Exercise objective: Can you print the data exactly and leave out each image?

Dataset content:

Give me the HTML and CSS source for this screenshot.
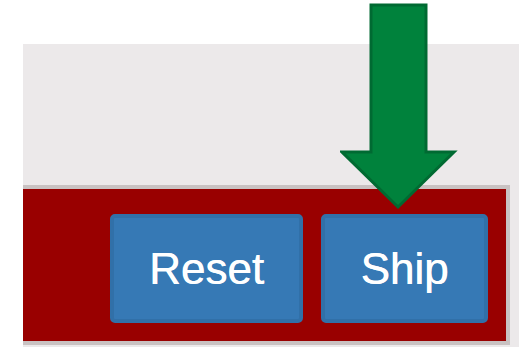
FILE: index.html
```html
<!doctype html>
<html>
<head>
<meta charset="utf-8">
<title>Ship</title>
<link rel="stylesheet" href="styles.css">
</head>

<body>
<div class="panel">
	<div class="actions">
		<button class="btn btn-reset" type="button">Reset</button>
		<button class="btn btn-ship" type="button">Ship</button>
	</div>
</div>

<svg class="arrow" width="120" height="212" viewBox="0 0 120 212">
	<polygon points="31,5 86,5 86,152 114,152 58,207 2,152 31,152" />
</svg>
</body>
</html>
```

FILE: styles.css
```css
html, body {
	margin: 0;
	padding: 0;
	background: #FFF;
	font-family: "Liberation Sans", Arial, sans-serif;
}
body {
	width: 519px;
	height: 347px;
	overflow: hidden;
	position: relative;
}
.panel {
	margin: 44px 0 0 23px;
	height: 303px;
	background: #ECE9EA;
	padding-top: 141px;
	box-sizing: border-box;
}
.actions {
	width: 487px;
	height: 160px;
	box-sizing: border-box;
	background: #990000;
	border: 4px solid #C9C2C2;
	border-left: none;
	display: flex;
	justify-content: flex-end;
	align-items: flex-start;
	gap: 18px;
	padding: 25px 18px 0 0;
}
.btn {
	height: 109px;
	background: #3679B5;
	border: 4px solid #3170A8;
	border-radius: 5px;
	color: #FFF;
	font-family: "Liberation Sans", Arial, sans-serif;
	font-size: 44px;
	line-height: 1;
	padding: 0;
	cursor: pointer;
	text-shadow: 0.5px 0 0 #FFF;
}
.btn-reset {
	width: 193px;
}
.btn-ship {
	width: 167px;
}
.arrow {
	position: absolute;
	top: 0;
	left: 340px;
}
.arrow polygon {
	fill: #00823C;
	stroke: #006A32;
	stroke-width: 3;
}
```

Expected answer:
Give me the HTML and CSS source for this screenshot.
FILE: index.html
```html
<!doctype html>
<html>
<head>
<meta charset="utf-8">
<title>Ship</title>
<link rel="stylesheet" href="styles.css">
</head>

<body>
<div class="panel">
	<div class="actions">
		<button class="btn btn-reset" type="button">Reset</button>
		<button class="btn btn-ship" type="button">Ship</button>
	</div>
</div>

<svg class="arrow" width="120" height="212" viewBox="0 0 120 212">
	<polygon points="31,5 86,5 86,152 114,152 58,207 2,152 31,152" />
</svg>
</body>
</html>
```

FILE: styles.css
```css
html, body {
	margin: 0;
	padding: 0;
	background: #FFF;
	font-family: "Liberation Sans", Arial, sans-serif;
}
body {
	width: 519px;
	height: 347px;
	overflow: hidden;
	position: relative;
}
.panel {
	margin: 44px 0 0 23px;
	height: 303px;
	background: #ECE9EA;
	padding-top: 141px;
	box-sizing: border-box;
}
.actions {
	width: 487px;
	height: 160px;
	box-sizing: border-box;
	background: #990000;
	border: 4px solid #C9C2C2;
	border-left: none;
	display: flex;
	justify-content: flex-end;
	align-items: flex-start;
	gap: 18px;
	padding: 25px 18px 0 0;
}
.btn {
	height: 109px;
	background: #3679B5;
	border: 4px solid #3170A8;
	border-radius: 5px;
	color: #FFF;
	font-family: "Liberation Sans", Arial, sans-serif;
	font-size: 44px;
	line-height: 1;
	padding: 0;
	cursor: pointer;
	text-shadow: 0.5px 0 0 #FFF;
}
.btn-reset {
	width: 193px;
}
.btn-ship {
	width: 167px;
}
.arrow {
	position: absolute;
	top: 0;
	left: 340px;
}
.arrow polygon {
	fill: #00823C;
	stroke: #006A32;
	stroke-width: 3;
}
```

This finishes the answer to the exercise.